Anthropic's CEO argued governments should be able to switch off dangerous AI. Days later, the government switched off Anthropic.
In early June, Dario Amodei published an essay, "Policy on the AI Exponential", arguing that frontier AI should be regulated like aircraft or drugs: governments should be able to test the most powerful models and block or reverse a release if it fails safety standards. A lot of people, including me, thought that was a reasonable position.
Then the same month happened.
Anthropic shipped Fable 5 to the public with safety guardrails, and kept the unguarded version, Mythos 5, for a small group of vetted partners. US officials concluded there was a way to bypass Fable 5's guardrails, judged the model could meaningfully accelerate cyberattacks, and issued an export-control directive ordering Anthropic to suspend both models for every foreign national on Earth, including Anthropic's own non-citizen employees. Anthropic complied within hours.
So the company that argued the state should hold a kill switch for dangerous AI became the first to have that switch used on it.
What I keep turning over:
- Is this Amodei being proven right, the system working exactly as he asked? Or a cautionary tale about who ends up holding the off switch once you build it?
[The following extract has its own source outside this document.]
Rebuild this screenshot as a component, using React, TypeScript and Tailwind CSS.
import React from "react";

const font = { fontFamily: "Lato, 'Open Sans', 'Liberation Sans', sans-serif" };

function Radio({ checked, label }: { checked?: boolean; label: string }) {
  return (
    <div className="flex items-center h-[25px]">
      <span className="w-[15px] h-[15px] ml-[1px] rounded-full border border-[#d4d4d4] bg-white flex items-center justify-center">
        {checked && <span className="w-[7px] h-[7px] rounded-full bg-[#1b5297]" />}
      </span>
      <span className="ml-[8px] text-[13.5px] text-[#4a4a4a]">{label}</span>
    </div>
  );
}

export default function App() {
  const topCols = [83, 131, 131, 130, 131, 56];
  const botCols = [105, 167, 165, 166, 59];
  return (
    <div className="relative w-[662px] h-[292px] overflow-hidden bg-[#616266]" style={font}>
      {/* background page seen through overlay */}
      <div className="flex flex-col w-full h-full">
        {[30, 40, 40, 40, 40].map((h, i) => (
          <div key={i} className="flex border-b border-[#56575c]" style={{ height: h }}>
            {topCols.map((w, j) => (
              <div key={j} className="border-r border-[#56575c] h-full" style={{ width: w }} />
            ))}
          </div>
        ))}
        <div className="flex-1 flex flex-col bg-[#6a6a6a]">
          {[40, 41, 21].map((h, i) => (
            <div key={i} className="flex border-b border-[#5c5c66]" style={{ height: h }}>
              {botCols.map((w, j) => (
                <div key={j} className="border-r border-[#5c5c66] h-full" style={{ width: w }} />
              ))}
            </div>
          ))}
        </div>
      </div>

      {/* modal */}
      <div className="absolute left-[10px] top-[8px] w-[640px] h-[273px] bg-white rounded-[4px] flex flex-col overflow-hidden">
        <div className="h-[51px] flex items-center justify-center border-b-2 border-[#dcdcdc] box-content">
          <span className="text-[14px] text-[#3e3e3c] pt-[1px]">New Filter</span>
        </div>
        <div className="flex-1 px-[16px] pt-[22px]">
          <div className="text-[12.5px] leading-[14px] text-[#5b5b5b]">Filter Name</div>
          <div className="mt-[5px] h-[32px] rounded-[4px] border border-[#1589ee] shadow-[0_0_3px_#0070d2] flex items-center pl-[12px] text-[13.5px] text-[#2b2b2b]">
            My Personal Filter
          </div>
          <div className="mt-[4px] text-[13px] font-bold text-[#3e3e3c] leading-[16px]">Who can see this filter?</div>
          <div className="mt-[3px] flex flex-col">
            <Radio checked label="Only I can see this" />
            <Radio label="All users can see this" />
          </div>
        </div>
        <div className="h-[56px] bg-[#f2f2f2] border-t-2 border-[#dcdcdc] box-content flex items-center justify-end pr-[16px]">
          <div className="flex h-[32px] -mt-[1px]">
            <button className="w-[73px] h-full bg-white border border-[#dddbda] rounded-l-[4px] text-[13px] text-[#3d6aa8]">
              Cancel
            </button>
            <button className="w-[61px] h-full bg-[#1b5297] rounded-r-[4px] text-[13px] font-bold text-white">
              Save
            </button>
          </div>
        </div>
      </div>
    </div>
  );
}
- Where is the line between safety regulation and regulatory capture that quietly locks frontier capability to a few approved players?
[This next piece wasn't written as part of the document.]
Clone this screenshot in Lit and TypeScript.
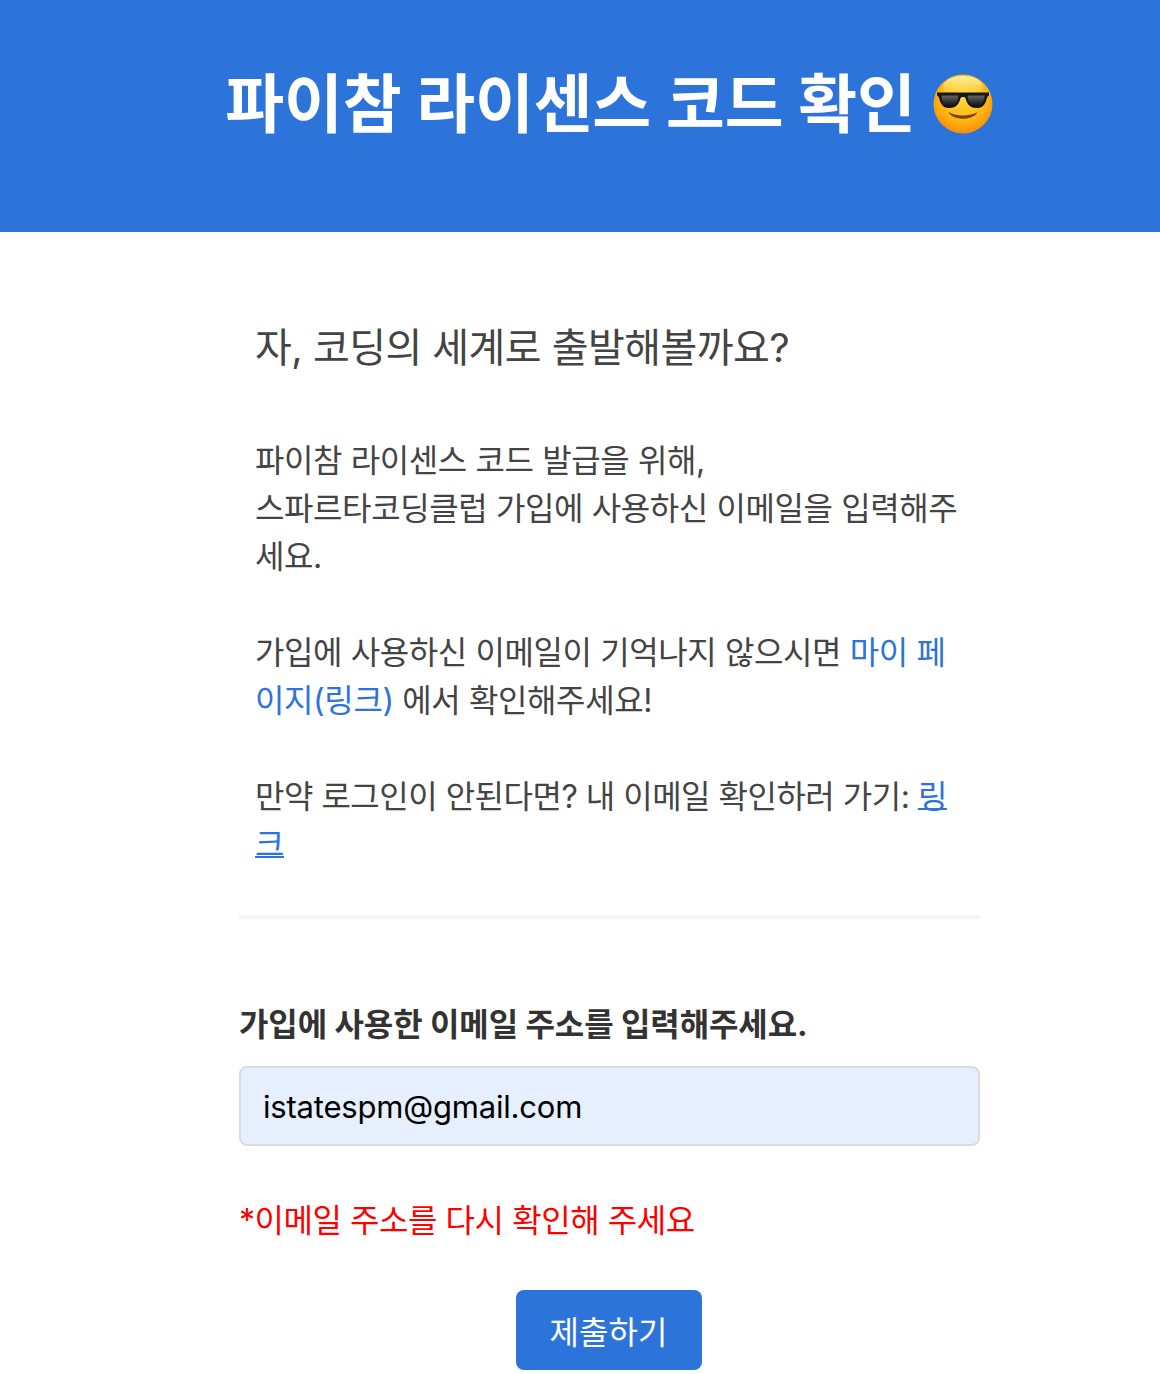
import { LitElement, html, css } from "lit";
import { customElement } from "lit/decorators.js";

@customElement("app-root")
export class AppRoot extends LitElement {
  static styles = css`
    :host { display: block; font-family: Inter, "Noto Sans CJK KR", sans-serif; background: #fff; }
    .hero { height: 232px; background: #2d74da; display: flex; justify-content: center; box-sizing: border-box; padding-top: 21px; padding-left: 58px; }
    h1 { margin: 0; color: #fff; font-size: 64px; font-weight: 700; line-height: 80px; letter-spacing: -0.2px; display: flex; align-items: center; gap: 17px; height: 166px; }
    .emoji { width: 60px; height: 60px; flex: none; }
    .wrap { width: 741px; margin-left: 239px; }
    .intro { padding: 92px 16px 0; color: #444; }
    h2 { margin: 0 0 64px; font-size: 40px; font-weight: 400; line-height: 48px; letter-spacing: -0.55px; }
    p { margin: 0 0 48px; font-size: 32px; line-height: 48px; letter-spacing: -0.4px; position: relative; top: 1px; }
    p.tight { letter-spacing: -0.5px; }
    a { color: #2d74da; text-decoration: none; }
    a.u { text-decoration: underline; text-decoration-thickness: 1.5px; text-underline-offset: 0px; }
    hr { border: 0; height: 4px; background: #f5f5f5; margin: -1px 0 0; }
    label { display: block; margin-top: 86px; font-size: 32px; font-weight: 700; line-height: 40px; color: #333; letter-spacing: -0.1px; }
    .input { margin-top: 21px; height: 80px; box-sizing: border-box; background: #e6effd; border: 2px solid #dcdcdc; border-radius: 8px; padding: 0 22px; font-size: 31px; letter-spacing: -0.2px; display: flex; align-items: center; color: #000; }
    .err { margin-top: 51px; font-size: 32px; line-height: 48px; color: #f00; letter-spacing: -0.45px; }
    .btn-row { display: flex; justify-content: center; margin-top: 45px; padding-right: 2px; }
    .btn { width: 186px; height: 80px; background: #2d74da; color: #fff; border-radius: 8px; font-size: 32px; display: flex; align-items: center; justify-content: center; box-sizing: border-box; }
  `;
  render() {
    return html`
      <div class="hero">
        <h1>파이참 라이센스 코드 확인
          <svg class="emoji" viewBox="0 0 60 60">
            <defs>
              <radialGradient id="f" cx="50%" cy="40%" r="62%">
                <stop offset="0" stop-color="#ffd93b"/>
                <stop offset="0.65" stop-color="#ffb40f"/>
                <stop offset="1" stop-color="#f48a0a"/>
              </radialGradient>
              <linearGradient id="s" x1="0" y1="0" x2="0" y2="1">
                <stop offset="0" stop-color="#666"/>
                <stop offset="0.5" stop-color="#3a3a3a"/>
                <stop offset="1" stop-color="#111"/>
              </linearGradient>
              <linearGradient id="h" x1="0" y1="0" x2="0" y2="1">
                <stop offset="0" stop-color="#fff6b0" stop-opacity="0.95"/>
                <stop offset="1" stop-color="#ffe45c" stop-opacity="0"/>
              </linearGradient>
            </defs>
            <circle cx="30" cy="30" r="29.5" fill="url(#f)"/>
            <ellipse cx="30" cy="13" rx="20" ry="11" fill="url(#h)"/>
            <path d="M4 18.5 H56 V21.5 C54.5 22 54 23.5 53.5 25.5 C52 31.5 49 34 43.5 34 C38 34 34 31 32.5 24 C32 22.5 28 22.5 27.5 24 C26 31 22 34 16.5 34 C11 34 8 31.5 6.5 25.5 C6 23.5 5.5 22 4 21.5 Z" fill="#151515"/>
            <path d="M8.5 21.5 H25.5 C25.5 27 22 32 16.5 32 C11 32 8.5 27 8.5 21.5 Z" fill="url(#s)"/>
            <path d="M34.5 21.5 H51.5 C51.5 27 49 32 43.5 32 C38 32 34.5 27 34.5 21.5 Z" fill="url(#s)"/>
            <path d="M15.5 38 C22 42.5 38 42.5 44.5 38 C41 47 19 47 15.5 38 Z" fill="#7a4408"/>
          </svg>
        </h1>
      </div>
      <div class="wrap">
        <div class="intro">
          <h2>자, 코딩의 세계로 출발해볼까요?</h2>
          <p>파이참 라이센스 코드 발급을 위해,<br>스파르타코딩클럽 가입에 사용하신 이메일을 입력해주세요.</p>
          <p>가입에 사용하신 이메일이 기억나지 않으시면 <a href="#">마이 페이지(링크)</a> 에서 확인해주세요!</p>
          <p class="tight">만약 로그인이 안된다면? 내 이메일 확인하러 가기: <a class="u" href="#">링크</a></p>
        </div>
        <hr>
        <label>가입에 사용한 이메일 주소를 입력해주세요.</label>
        <div class="input">istatespm@gmail.com</div>
        <div class="err">*이메일 주소를 다시 확인해 주세요</div>
        <div class="btn-row"><div class="btn">제출하기</div></div>
      </div>
    `;
  }
}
- The directive caught allies too, since "any foreign national" includes UK, EU, Japanese and Korean businesses. Does a national-security framing on frontier models inevitably hit allied companies, not just adversaries?
- If a model's own guardrails can be bypassed, is an external, government-held off switch the only control that actually works? And are we comfortable with who holds it?
Genuinely interested in where people land, especially on the principle-versus-capture question, because I can argue it both ways.